Worse, as repression of the Party intensified on all fronts over the next year, such operatives were perfectly positioned to advocate, and in some cases to implement, ever more draconian means of combating infiltration.
O’Neal, for instance, is known to have employed a bullwhip in conducting interrogations of “suspected informers,” and built an electric chair with which to intimidate his victims.
To all appearances, only the intervention of Fred Hampton, who had been incarcerated while most of the brutality was going on, prevented O’Neal from setting one or more “deterrent examples” with his device.
Where all this led became obvious in May 1969 when George Sams, a self-styled “Party security expert,” showed up in New Haven, Connecticut, to assist the local BPP chapter in “ridding itself of spies.”
Sams proceeded to interrogate a young recruit named Alex Rackley at great length and under severe torture—the victim was chained to a bed for a week, and repeatedly scalded with boiling water—before killing him and enlisting several chapter members to help dispose of the body.
Then, on August 21, a dozen Panthers, including not only Sams, but Bobby Seale, Ericka Huggins (widow of slain LA Panther leader Jon Huggins), western regional Field Marshal Landon Williams & New Haven chapter head Warren Kimbro, were indicted for conspiring in Rackley’s murder.
It turned out that Sams...had been retained by the FBI as early as 1967, first to infiltrate Stokely Carmichael’s faction of SNCC and thence the BPP.
Once apprehended, the killer quickly entered a guilty plea—he was pardoned after serving four years of his resulting life sentence—and became the state’s star witness against Seale, Huggins and Kimbro, a matter which led to the latter’s also being sentenced to a life behind bars.
Seale and Huggins were not convicted, although another New Haven Panther leader, Lonnie McLucas, was tried separately, found guilty of complicity in Rackley’s death, and sentenced to fifteen years.
Charges against Williams and the others of the “New Haven 14” were eventually dropped, but not until May 1971, after they’d spent nearly three years in jail.
Meanwhile, in April 1970, seventeen Baltimore Panthers, along with Arthur Turco, a white lawyer, were accused of murder conspiracy in the death of a suspected police infiltrator named Eugene Anderson.
Among those arrested were virtually the entire Baltimore leadership cadre.
Among those arrested were virtually the entire Baltimore leadership cadre.
Also charged was Don Cox, the Party’s east coast Field Marshall, who evaded arrest by joining exiled Minister of Information Eldridge Cleaver’s International Section in Algeria (unlike Cleaver, Cox never returned to the U.S., and now resides in southern France).
Although there were serious questions as to whether the remains upon which the case was based were even Anderson’s, local authorities took the “Baltimore 18” to trial after meeting with Attorney General John Mitchell and his Civil Rights Division head, Jerris Leonard,
as well as FBI officials.
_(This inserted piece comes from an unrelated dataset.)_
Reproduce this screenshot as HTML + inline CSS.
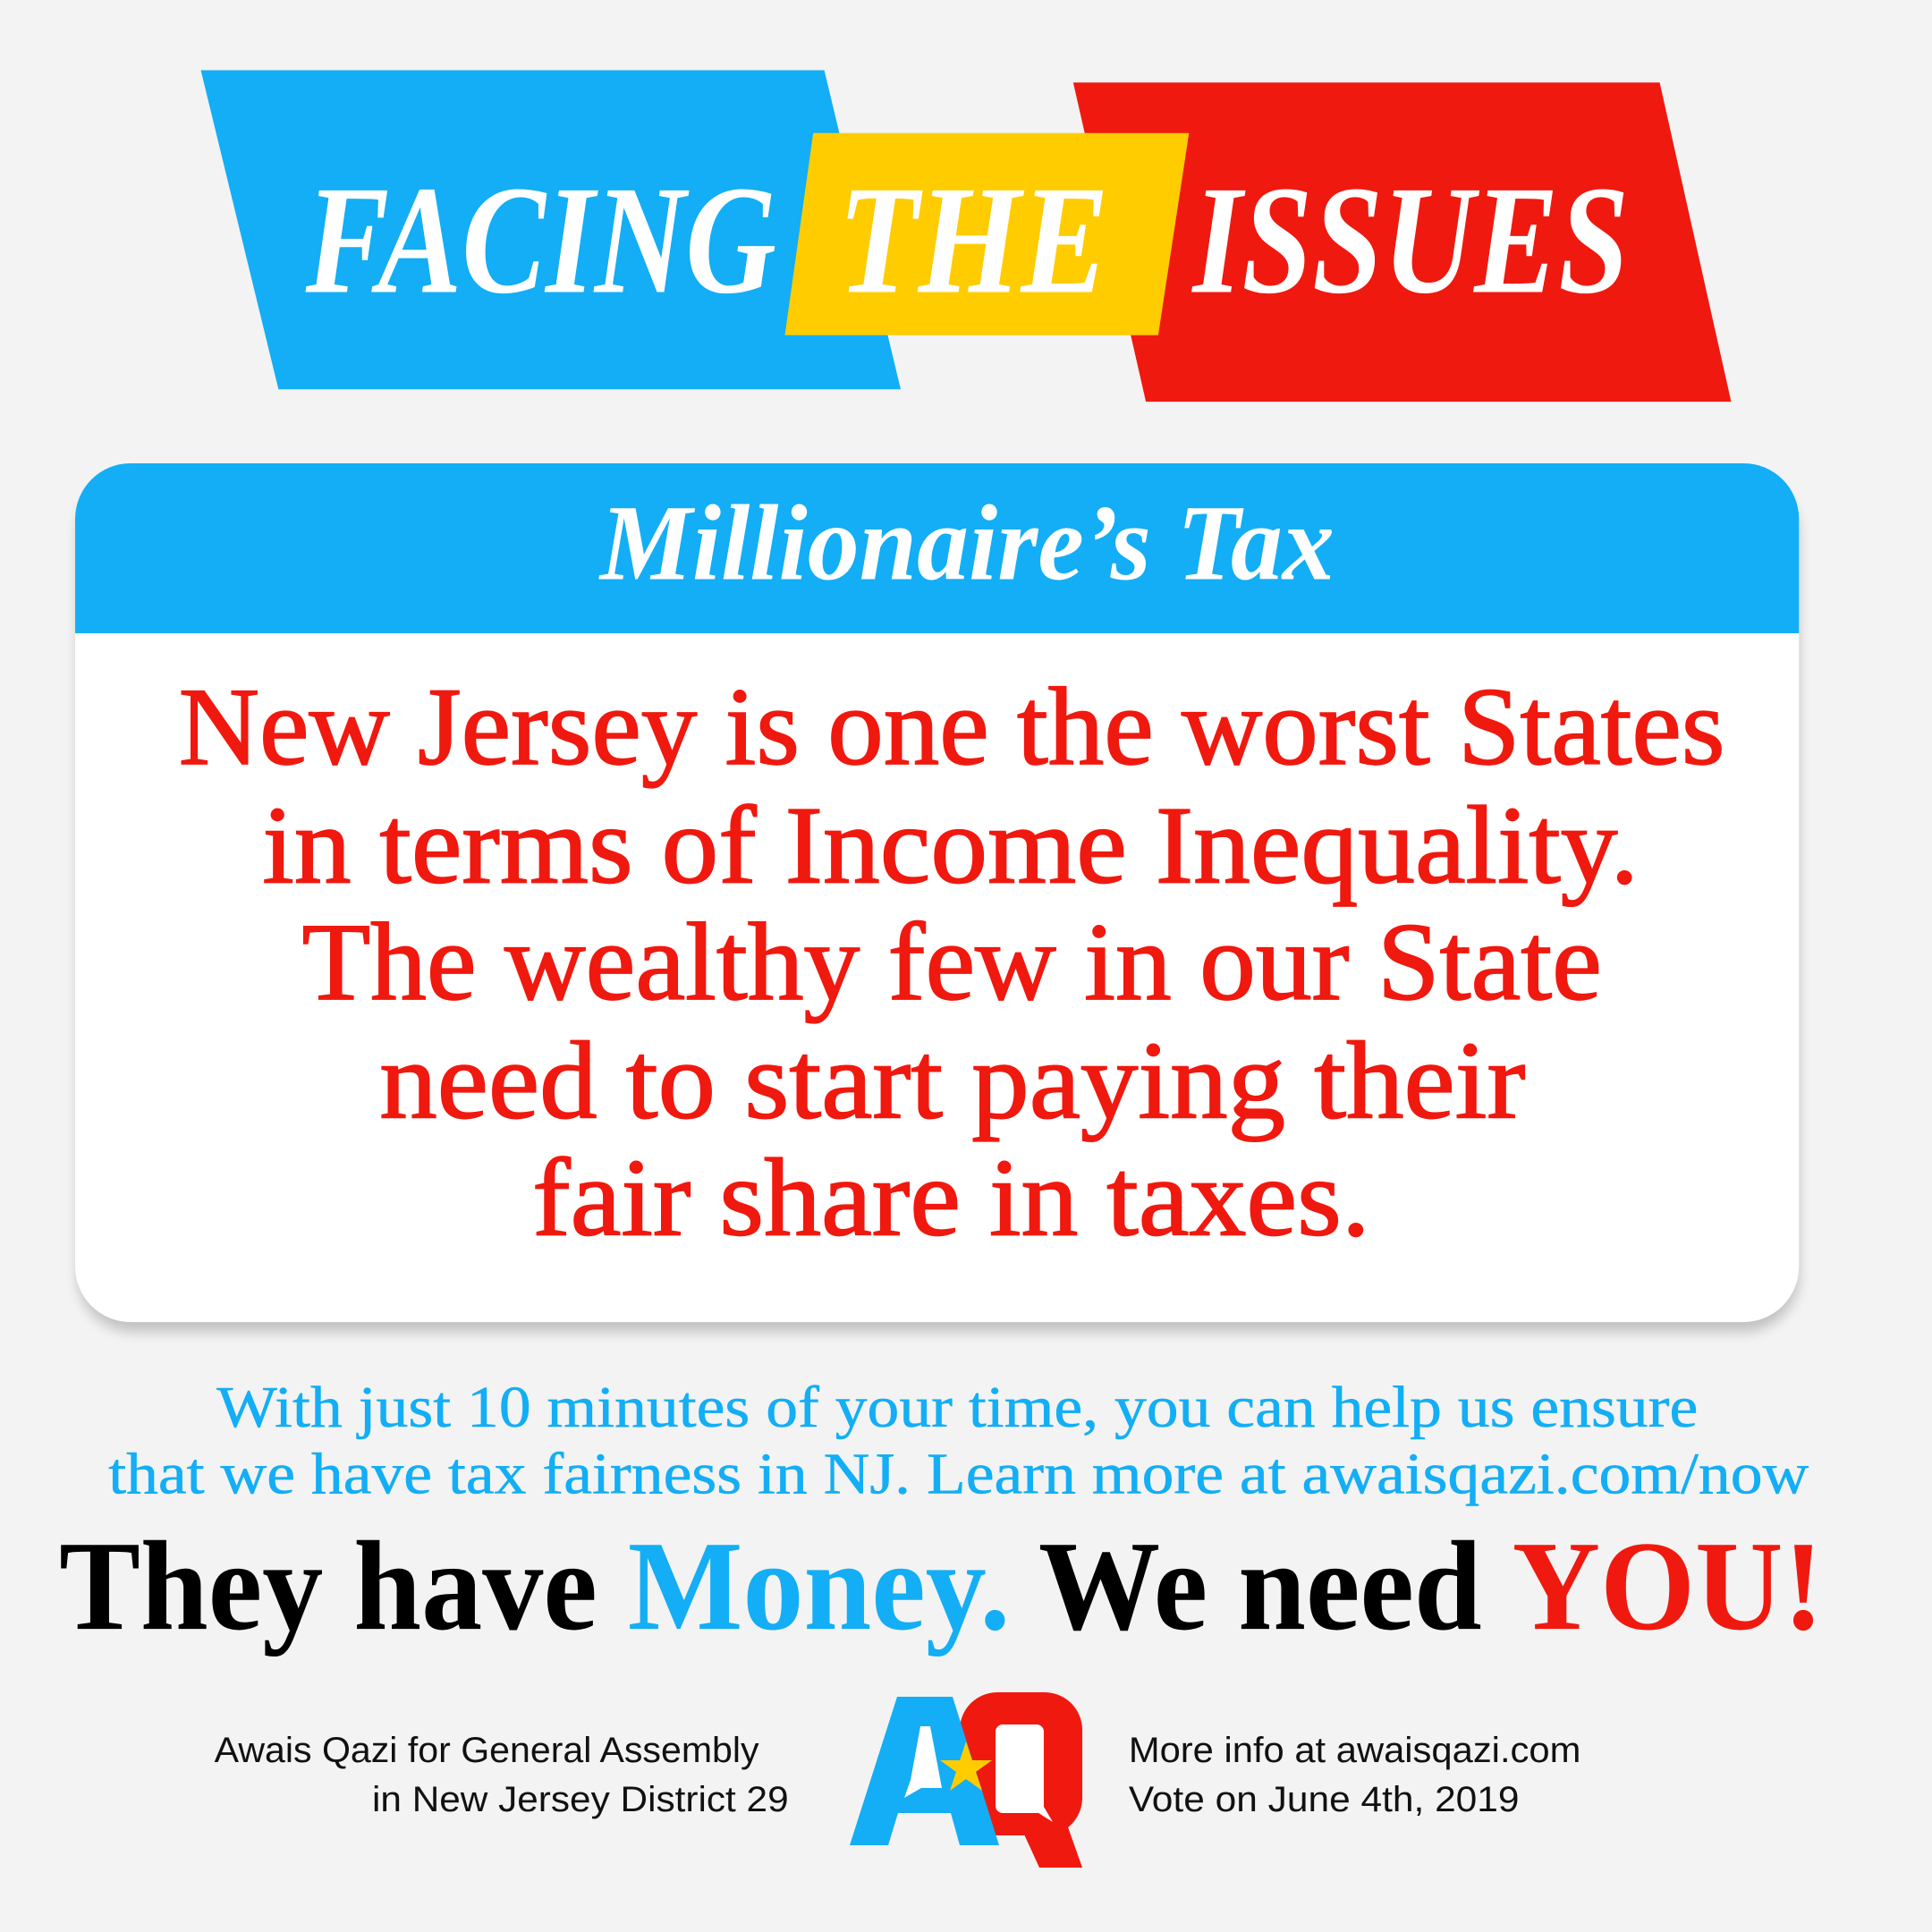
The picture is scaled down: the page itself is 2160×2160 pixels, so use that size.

The case finally dissolved when it was revealed that the state’s key “participant witnesses”—Mahoney Kebe, Donald Vaughn and Arnold Loney—were not only the likely killers, but FBI operatives inserted into the Baltimore BPP chapter.
Indeed, Kebe, the supposed “star” of the group, was so obviously lying under oath that the trial judge ordered him removed from the witness stand and his testimony stricken from the record.
Charges were then withdrawn, with the District Attorney publicly admitting that there had never been a genuine evidentiary basis for the case and that his own office had indulged in what he called “improper prosecution tactics.”
Nevertheless, those accused, like several of those accused in the Rackley case, had already been held for months in jail without bond while their chapter disintegrated.
And, as in the Rackley case, the FBI’s media manipulators had in the interim availed themselves enthusiastically of yet another Bureau-created opportunity to paint the Panthers as little more than a “gang of vicious thugs.”
There are several other instances, notably those involving the deaths of Fred Bennett and Jimmy Carr in California during the early '70s, in which bona fide Party members may have been killed because they were suspected of being FBI operatives.
Given the otherwise lethal nature of Party factionalism fostered and fueled by COINTELPRO during those years, however, it is difficult to determine whether such suspicions really constituted the motive underlying their murders.
If so, the questions remain open as whether the victims were bad-jacketed by the Bureau for purposes of bringing about their physical elimination and, in Bennett’s case, whether the killer or killers were not themselves federal operatives."